Specific fungi in the gut-associated with a higher risk of Alzheimer’s disease and found in people with mild cognitive impairment (MCI) can be altered in a beneficial manner by eating a modified Mediterranean-ketogenic diet, researchers at Wake Forest School of Medicine have found.

The small study was published in the current online edition of the journal EBioMedicine.

The foundation of the Mediterranean diet is vegetables, fruits, herbs, nuts, beans, and whole grains. Meals are built around these plant-based foods. Moderate amounts of dairy, poultry, and eggs are also central to the Mediterranean Diet, as is seafood.

The ketogenic diet is a high-fat, adequate-protein, low-carbohydrate diet that in medicine is used mainly to treat hard-to-control epilepsy in children.

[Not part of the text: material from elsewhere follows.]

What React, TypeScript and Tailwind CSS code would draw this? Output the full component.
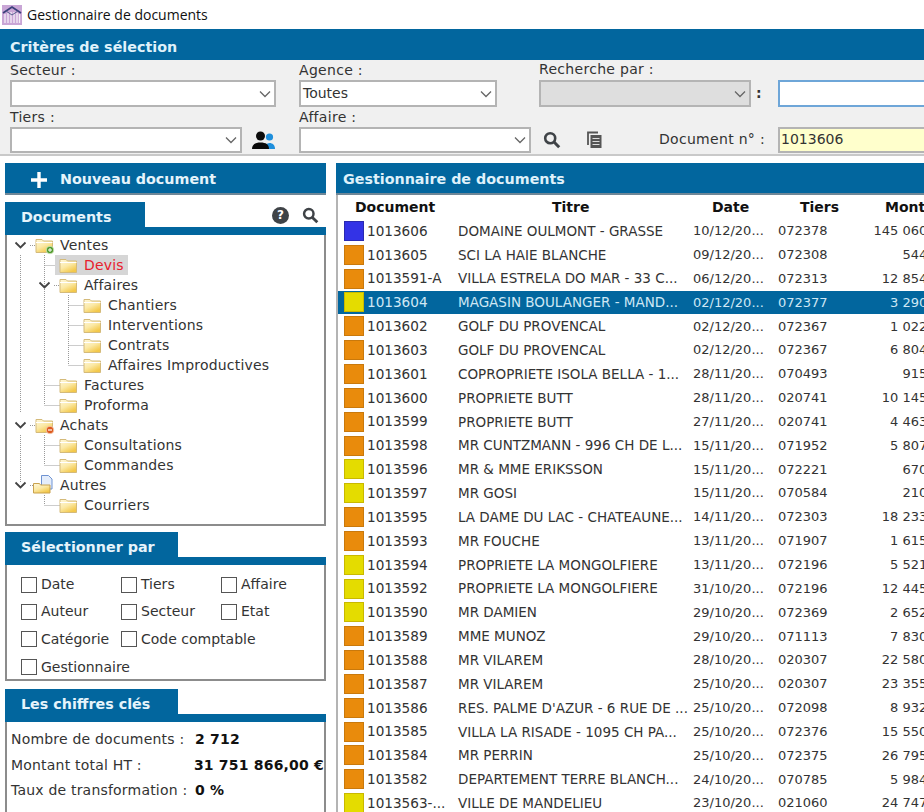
import React from 'react';

const verdana = { fontFamily: '"DejaVu Sans", Verdana, sans-serif' };

type Row = { num: string; title: string; date: string; tiers: string; amount: string; color: 'blue' | 'orange' | 'yellow'; active?: boolean };

const rows: Row[] = [
  { num: '1013606', title: 'DOMAINE OULMONT - GRASSE', date: '10/12/20...', tiers: '072378', amount: '145 060,00', color: 'blue' },
  { num: '1013605', title: 'SCI LA HAIE BLANCHE', date: '09/12/20...', tiers: '072308', amount: '544,00', color: 'orange' },
  { num: '1013591-A', title: 'VILLA ESTRELA DO MAR - 33 C...', date: '06/12/20...', tiers: '072313', amount: '12 854,00', color: 'orange' },
  { num: '1013604', title: 'MAGASIN BOULANGER - MAND...', date: '02/12/20...', tiers: '072377', amount: '3 290,00', color: 'yellow', active: true },
  { num: '1013602', title: 'GOLF DU PROVENCAL', date: '02/12/20...', tiers: '072367', amount: '1 022,00', color: 'orange' },
  { num: '1013603', title: 'GOLF DU PROVENCAL', date: '02/12/20...', tiers: '072367', amount: '6 804,00', color: 'orange' },
  { num: '1013601', title: 'COPROPRIETE ISOLA BELLA - 1...', date: '28/11/20...', tiers: '070493', amount: '915,00', color: 'orange' },
  { num: '1013600', title: 'PROPRIETE BUTT', date: '28/11/20...', tiers: '020741', amount: '10 145,00', color: 'orange' },
  { num: '1013599', title: 'PROPRIETE BUTT', date: '27/11/20...', tiers: '020741', amount: '4 463,00', color: 'orange' },
  { num: '1013598', title: 'MR CUNTZMANN - 996 CH DE L...', date: '15/11/20...', tiers: '071952', amount: '5 807,00', color: 'orange' },
  { num: '1013596', title: 'MR & MME ERIKSSON', date: '15/11/20...', tiers: '072221', amount: '670,00', color: 'yellow' },
  { num: '1013597', title: 'MR GOSI', date: '15/11/20...', tiers: '070584', amount: '210,00', color: 'yellow' },
  { num: '1013595', title: 'LA DAME DU LAC - CHATEAUNE...', date: '14/11/20...', tiers: '072303', amount: '18 233,00', color: 'orange' },
  { num: '1013593', title: 'MR FOUCHE', date: '13/11/20...', tiers: '071907', amount: '1 615,00', color: 'orange' },
  { num: '1013594', title: 'PROPRIETE LA MONGOLFIERE', date: '13/11/20...', tiers: '072196', amount: '5 521,00', color: 'yellow' },
  { num: '1013592', title: 'PROPRIETE LA MONGOLFIERE', date: '31/10/20...', tiers: '072196', amount: '12 445,00', color: 'yellow' },
  { num: '1013590', title: 'MR DAMIEN', date: '29/10/20...', tiers: '072369', amount: '2 652,00', color: 'yellow' },
  { num: '1013589', title: 'MME MUNOZ', date: '29/10/20...', tiers: '071113', amount: '7 830,00', color: 'orange' },
  { num: '1013588', title: 'MR VILAREM', date: '28/10/20...', tiers: '020307', amount: '22 580,00', color: 'orange' },
  { num: '1013587', title: 'MR VILAREM', date: '25/10/20...', tiers: '020307', amount: '23 355,00', color: 'orange' },
  { num: '1013586', title: "RES. PALME D'AZUR - 6 RUE DE ...", date: '25/10/20...', tiers: '072098', amount: '8 932,00', color: 'orange' },
  { num: '1013585', title: 'VILLA LA RISADE - 1095 CH PA...', date: '25/10/20...', tiers: '072376', amount: '15 550,00', color: 'orange' },
  { num: '1013584', title: 'MR PERRIN', date: '25/10/20...', tiers: '072375', amount: '26 795,00', color: 'orange' },
  { num: '1013582', title: 'DEPARTEMENT TERRE BLANCH...', date: '24/10/20...', tiers: '070785', amount: '5 984,00', color: 'orange' },
  { num: '1013563-...', title: 'VILLE DE MANDELIEU', date: '23/10/20...', tiers: '021060', amount: '24 747,00', color: 'yellow' },
];

const swatch = {
  blue: 'bg-[#3333e6] border-[#2a2ab0]',
  orange: 'bg-[#e98b0c] border-[#c9790c]',
  yellow: 'bg-[#e4dc00] border-[#c9b800]',
};

type TreeItem = { label: string; pad: string; badge?: 'plus' | 'minus' | 'doc'; selected?: boolean };

const tree: TreeItem[] = [
  { label: 'Ventes', pad: 'pl-[24px]', badge: 'plus' },
  { label: 'Devis', pad: 'pl-[48px]', selected: true },
  { label: 'Affaires', pad: 'pl-[48px]' },
  { label: 'Chantiers', pad: 'pl-[72px]' },
  { label: 'Interventions', pad: 'pl-[72px]' },
  { label: 'Contrats', pad: 'pl-[72px]' },
  { label: 'Affaires Improductives', pad: 'pl-[72px]' },
  { label: 'Factures', pad: 'pl-[48px]' },
  { label: 'Proforma', pad: 'pl-[48px]' },
  { label: 'Achats', pad: 'pl-[24px]', badge: 'minus' },
  { label: 'Consultations', pad: 'pl-[48px]' },
  { label: 'Commandes', pad: 'pl-[48px]' },
  { label: 'Autres', pad: 'pl-[24px]', badge: 'doc' },
  { label: 'Courriers', pad: 'pl-[48px]' },
];

const Chevron = () => (
  <svg width="14" height="8" viewBox="0 0 14 8" fill="none" stroke="#666" strokeWidth="1.3">
    <path d="M2 1.5 7 6.5 12 1.5" />
  </svg>
);

const Combo = ({ value, className = 'bg-white' }: { value?: string; className?: string }) => (
  <div className={`flex items-center justify-between border-2 border-[#b4b4b4] pl-[2px] pr-[2px] ${className}`}>
    <span className="text-[14px] text-[#333]">{value}</span>
    <Chevron />
  </div>
);

const Folder = ({ badge }: { badge?: TreeItem['badge'] }) => (
  <svg width="19" height="18" viewBox="0 0 19 18" className="shrink-0 overflow-visible">
    <defs>
      <linearGradient id="fold" x1="0" y1="0" x2="0.6" y2="1">
        <stop offset="0" stopColor="#fff8dc" />
        <stop offset="0.55" stopColor="#fbe9a6" />
        <stop offset="1" stopColor="#f3c84a" />
      </linearGradient>
    </defs>
    {badge === 'doc' ? (
      <g>
        <path d="M6.500-.500h7l3.500 3.500v10h-10.500z" fill="#e4edfb" stroke="#6f93d2" />
        <path d="M-1.500 7.500h6l1 1.500h9.500v8h-16.500z" fill="url(#fold)" stroke="#c9a24f" />
      </g>
    ) : (
      <g>
        <path d="M1 3.5h6l1.5 1.5H17.5v11.5H1z" fill="url(#fold)" stroke="#d4ba7a" />
        <path d="M1 6.5h16.5" stroke="#fff" strokeWidth="1" />
      </g>
    )}
    {badge === 'plus' && (
      <g>
        <circle cx="15" cy="14" r="3.8" fill="#4f9a2c" stroke="#dcecc8" strokeWidth="0.8" />
        <path d="M13 14h4M15 12v4" stroke="#fff" strokeWidth="1" />
      </g>
    )}
    {badge === 'minus' && (
      <g>
        <circle cx="15" cy="14" r="3.8" fill="#dd5a1e" stroke="#f7d6bf" strokeWidth="0.8" />
        <path d="M13 14h4" stroke="#fff" strokeWidth="1.2" />
      </g>
    )}
  </svg>
);

const SearchIcon = ({ size = 18 }: { size?: number }) => (
  <svg width={size} height={size} viewBox="0 0 18 18" fill="none" stroke="#3f4347">
    <circle cx="7.2" cy="7.2" r="5" strokeWidth="2.6" />
    <path d="M11 11l5.2 5.2" strokeWidth="3" />
  </svg>
);

const Panel = ({ title, tabWidth, right, children, className = '' }: { title: string; tabWidth: string; right?: React.ReactNode; children: React.ReactNode; className?: string }) => (
  <section>
    <div className="flex h-[25px] items-stretch justify-between">
      <div className={`flex items-center bg-[#02669e] pl-[16px] pt-[6px] text-[14.3px] font-bold text-[#e6f4fb] ${tabWidth}`}>{title}</div>
      {right}
    </div>
    <div className="h-[8px] bg-[#02669e]" />
    <div className={`border-x-2 border-b-2 border-[#8c8c8c] bg-white ${className}`}>{children}</div>
  </section>
);

const Check = ({ label, className }: { label: string; className: string }) => (
  <label className={`flex items-center gap-[4px] ${className}`}>
    <span className="h-[16px] w-[16px] shrink-0 border border-[#555] bg-white" />
    <span className="whitespace-nowrap">{label}</span>
  </label>
);

const FieldLabel = ({ children }: { children: React.ReactNode }) => (
  <div className="flex h-[20px] items-center whitespace-nowrap pt-[1px] tracking-[0.3px]">{children}</div>
);

export default function App() {
  return (
    <div className="h-[812px] w-[924px] overflow-hidden bg-white text-[#333]" style={verdana}>
      {/* Title bar */}
      <div className="flex h-[29px] items-center gap-[5px] pl-[2px]">
        <svg width="20" height="20" viewBox="0 0 20 20" className="shrink-0">
          <rect width="20" height="20" fill="#c9a6d6" />
          <path d="M1 8 10 2l9 6" fill="none" stroke="#3a3f7a" strokeWidth="1.6" />
          <path d="M3 9v9M6 8v10M9 7v11M12 7v11M15 8v10M17.5 9v9" stroke="#f4eef7" strokeWidth="1.3" />
          <path d="M4 6l6 4 6-4" fill="none" stroke="#57608f" strokeWidth="1" />
        </svg>
        <span className="text-[14px] text-[#111]" style={{ fontFamily: '"Open Sans", sans-serif' }}>Gestionnaire de documents</span>
      </div>

      {/* Critères */}
      <div className="flex h-[31px] items-center bg-[#02669e] pl-[10px] pt-[6px] text-[14.3px] font-bold text-[#dff1fa]">Critères de sélection</div>
      <div className="h-[96px] border-b-2 border-[#c9c9c9] bg-[#f0f0f0] text-[14px]">
        <div className="flex">
          <div className="ml-[10px] w-[266px] shrink-0">
            <FieldLabel>Secteur :</FieldLabel>
            <Combo className="h-[27px] bg-white" />
          </div>
          <div className="ml-[23px] w-[198px] shrink-0">
            <FieldLabel>Agence :</FieldLabel>
            <Combo value="Toutes" className="h-[27px] bg-white" />
          </div>
          <div className="ml-[42px] w-[212px] shrink-0">
            <div className="flex h-[19px] items-center whitespace-nowrap tracking-[0.3px]">Recherche par :</div>
            <Combo className="mt-px h-[27px] bg-[#dedede]" />
          </div>
          <span className="ml-[5px] mt-[23px] w-[7px] shrink-0 font-bold">:</span>
          <div className="ml-[15px] mt-[20px] h-[27px] w-[200px] shrink-0 border-2 border-[#6ea6d8] bg-white" />
        </div>
        <div className="flex">
          <div className="ml-[10px] w-[232px] shrink-0">
            <FieldLabel>Tiers :</FieldLabel>
            <Combo className="h-[26px] bg-white" />
          </div>
          <div className="ml-[10px] mt-[24px] flex w-[24px] shrink-0 items-start">
            <svg width="24" height="19" viewBox="0 0 24 19">
              <circle cx="17.5" cy="6" r="3.6" fill="#1f8fdc" />
              <path d="M13 18c0-4 1.500-6 4.500-6s5.500 2 5.500 6z" fill="#1f8fdc" />
              <circle cx="8.500" cy="5" r="4.500" fill="#0b0b0b" />
              <path d="M0 18c0-4.500 3-6.500 8.500-6.500S17 13.500 17 18z" fill="#0b0b0b" />
            </svg>
          </div>
          <div className="ml-[23px] w-[232px] shrink-0">
            <FieldLabel>Affaire :</FieldLabel>
            <Combo className="h-[26px] bg-white" />
          </div>
          <div className="ml-[12px] mt-[24px] shrink-0"><SearchIcon /></div>
          <div className="ml-[26px] mt-[24px] shrink-0">
            <svg width="16" height="18" viewBox="0 0 16 18" fill="none">
              <path d="M1 14V1.500h10" stroke="#555" strokeWidth="1.800" />
              <rect x="3.500" y="4" width="11" height="13" fill="#555" />
              <path d="M5.500 7.500h7M5.500 10.500h7M5.500 13.500h7" stroke="#ddd" strokeWidth="1" />
            </svg>
          </div>
          <div className="ml-[56px] mt-[20px] flex h-[26px] w-[104px] shrink-0 items-center whitespace-nowrap pb-[2px] tracking-[0.3px]">Document n° :</div>
          <div className="ml-[15px] mt-[20px] flex h-[26px] w-[200px] shrink-0 items-center border-2 border-[#b4b4b4] bg-[#ffffcc] pb-[2px] pl-[1px]">1013606</div>
        </div>
      </div>

      {/* Corps */}
      <div className="mt-[7px] flex text-[14px] tracking-[0.2px]">
        <aside className="ml-[5px] w-[321px] shrink-0">
          <button className="flex h-[32px] w-full items-center gap-[12px] border-b-2 border-[#6f8797] bg-[#02669e] pl-[25px] pt-[3px] text-[14.3px] font-bold tracking-normal text-[#e6f4fb]">
            <svg width="18" height="18" viewBox="0 0 18 18"><path d="M9 1v16M1 9h16" stroke="#fff" strokeWidth="3.400" /></svg>
            <span>Nouveau document</span>
          </button>

          <div className="mt-[7px]">
            <Panel
              title="Documents"
              tabWidth="w-[140px] tracking-normal"
              right={
                <div className="flex items-center gap-[13px] pr-[7px] pt-[1px]">
                  <span className="flex h-[17px] w-[17px] items-center justify-center rounded-full bg-[#3f4347] text-[12px] font-bold text-white">?</span>
                  <SearchIcon size={17} />
                </div>
              }
              className="h-[291px]"
            >
              <div className="relative">
                <svg width="319" height="290" className="absolute left-0 top-0" fill="none">
                  <g stroke="#999" strokeDasharray="1 1">
                    <path d="M13.500 20v158M37.500 20v150M61.500 60v70" />
                    <path d="M23 10.500h6M37.500 30.500h15M47 50.500h6M61.500 70.500h15M61.500 90.500h15M61.500 110.500h15M61.500 130.500h15M37.500 150.500h15M37.500 170.500h15M23 190.500h6" />
                    <path d="M37.500 200v30M37.500 210.500h15M37.500 230.500h15M13.500 200v48M23 250.500h6M37.500 260v10M37.500 270.500h15" />
                  </g>
                  <g stroke="#444" strokeWidth="1.800">
                    <path d="M8.500 7.500 13.500 12.500 18.500 7.500M32.500 47.500 37.500 52.500 42.500 47.500M8.500 187.500 13.500 192.500 18.500 187.500M8.500 247.500 13.500 252.500 18.500 247.500" />
                  </g>
                </svg>
                {tree.map((t) => (
                  <div key={t.label} className={`relative flex h-[20px] items-center ${t.pad}`}>
                    <span className={`flex h-[20px] items-center gap-[6px] px-[4px] ${t.selected ? 'bg-[#d6d6d6] text-[#e8202c]' : ''}`}>
                      <Folder badge={t.badge} />
                      {t.label}
                    </span>
                  </div>
                ))}
              </div>
            </Panel>
          </div>

          <div className="mt-[6px]">
            <Panel title="Sélectionner par" tabWidth="w-[173px] tracking-normal" className="h-[116px]">
              <div className="pl-[14px] pt-[6px] tracking-normal">
                <div className="flex h-[27px] items-center">
                  <Check label="Date" className="w-[100px]" />
                  <Check label="Tiers" className="w-[100px]" />
                  <Check label="Affaire" className="w-[80px]" />
                </div>
                <div className="flex h-[27px] items-center">
                  <Check label="Auteur" className="w-[100px]" />
                  <Check label="Secteur" className="w-[100px]" />
                  <Check label="Etat" className="w-[80px]" />
                </div>
                <div className="flex h-[28px] items-center">
                  <Check label="Catégorie" className="w-[100px]" />
                  <Check label="Code comptable" className="w-[180px]" />
                </div>
                <div className="flex h-[28px] items-center">
                  <Check label="Gestionnaire" className="w-[120px]" />
                </div>
              </div>
            </Panel>
          </div>

          <div className="mt-[8px]">
            <Panel title="Les chiffres clés" tabWidth="w-[173px] tracking-normal" className="h-[120px] overflow-hidden">
              <div className="whitespace-nowrap pl-[4px] pt-[4px]">
                <div className="flex h-[26px] items-center"><span className="w-[184px]">Nombre de documents :</span><b className="text-[#111]">2 712</b></div>
                <div className="flex h-[26px] items-center"><span className="w-[184px]">Montant total HT :</span><b className="text-[#111]">31 751 866,00 €</b></div>
                <div className="flex h-[25px] items-center"><span className="w-[184px]">Taux de transformation :</span><b className="text-[#111]">0 %</b></div>
              </div>
            </Panel>
          </div>
        </aside>

        {/* Liste */}
        <main className="ml-[10px] w-[640px] shrink-0 tracking-normal">
          <div className="flex h-[32px] items-center border-b-2 border-[#6f8797] bg-[#02669e] pl-[7px] pt-[3px] text-[14.3px] font-bold text-[#dff1fa]">Gestionnaire de documents</div>
          <div className="border-l-2 border-[#b4b4b4] pb-[4px]">
            <div className="flex h-[24px] items-center font-bold text-[#111]">
              <span className="ml-[17px] w-[104px]">Document</span>
              <span className="w-[235px] pl-[93px]">Titre</span>
              <span className="w-[85px] pl-[18px]">Date</span>
              <span className="w-[70px] pl-[21px]">Tiers</span>
              <span className="pl-[36px]">Montant</span>
            </div>
            {rows.map((r) => (
              <div key={r.num} className={`flex h-[23.85px] items-center whitespace-nowrap text-[13px] ${r.active ? 'bg-[#02669e] text-[#cfe8f5]' : ''}`}>
                <span className={`ml-[6px] h-[20px] w-[20px] shrink-0 border ${swatch[r.color]}`} />
                <span className="ml-[3px] w-[91px] text-[13.6px]">{r.num}</span>
                <span className="w-[235px] text-[13.5px]">{r.title}</span>
                <span className="w-[85px]">{r.date}</span>
                <span className="w-[70px]">{r.tiers}</span>
                <span className="w-[100px] text-right">{r.amount}</span>
              </div>
            ))}
          </div>
        </main>
      </div>
    </div>
  );
}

The diet forces the body to burn fats rather than carbohydrates.

Principal investigator Hariom Yadav, assistant professor of molecular medicine at Wake Forest School of Medicine, part of Wake Forest Baptist Health, said: “Our study reveals that unique fungi co-living with bacteria in the gut of patients with MCI can be modulated through a Mediterranean ketogenic diet.”

In the single-center, randomized, double-blind crossover pilot study, Yadav’s team identified the organisms in the gut microbiome by sequencing the fungal rRNA ITS1 gene in 17 older adults (11 with diagnosed MCI and six with normal cognition) before and after a six-week intervention of a modified Mediterranean ketogenic diet or the American Heart Association Diet to determine its correlation with Alzheimer’s markers in cerebrospinal fluid and gut bacteria.

“Although we do not fully understand how these fungi contribute to Alzheimer’s disease, this is the first study of its kind to reveal their role in our mental health, which we hope will ignite thinking in the scientific community to develop a better understanding of them in relation to Alzheimer’s disease,” Yadav said. “It also indicates that dietary habits such as eating a ketogenic diet can reduce harmful fungi in the gut which might help in reducing Alzheimer’s disease processes in the brain.”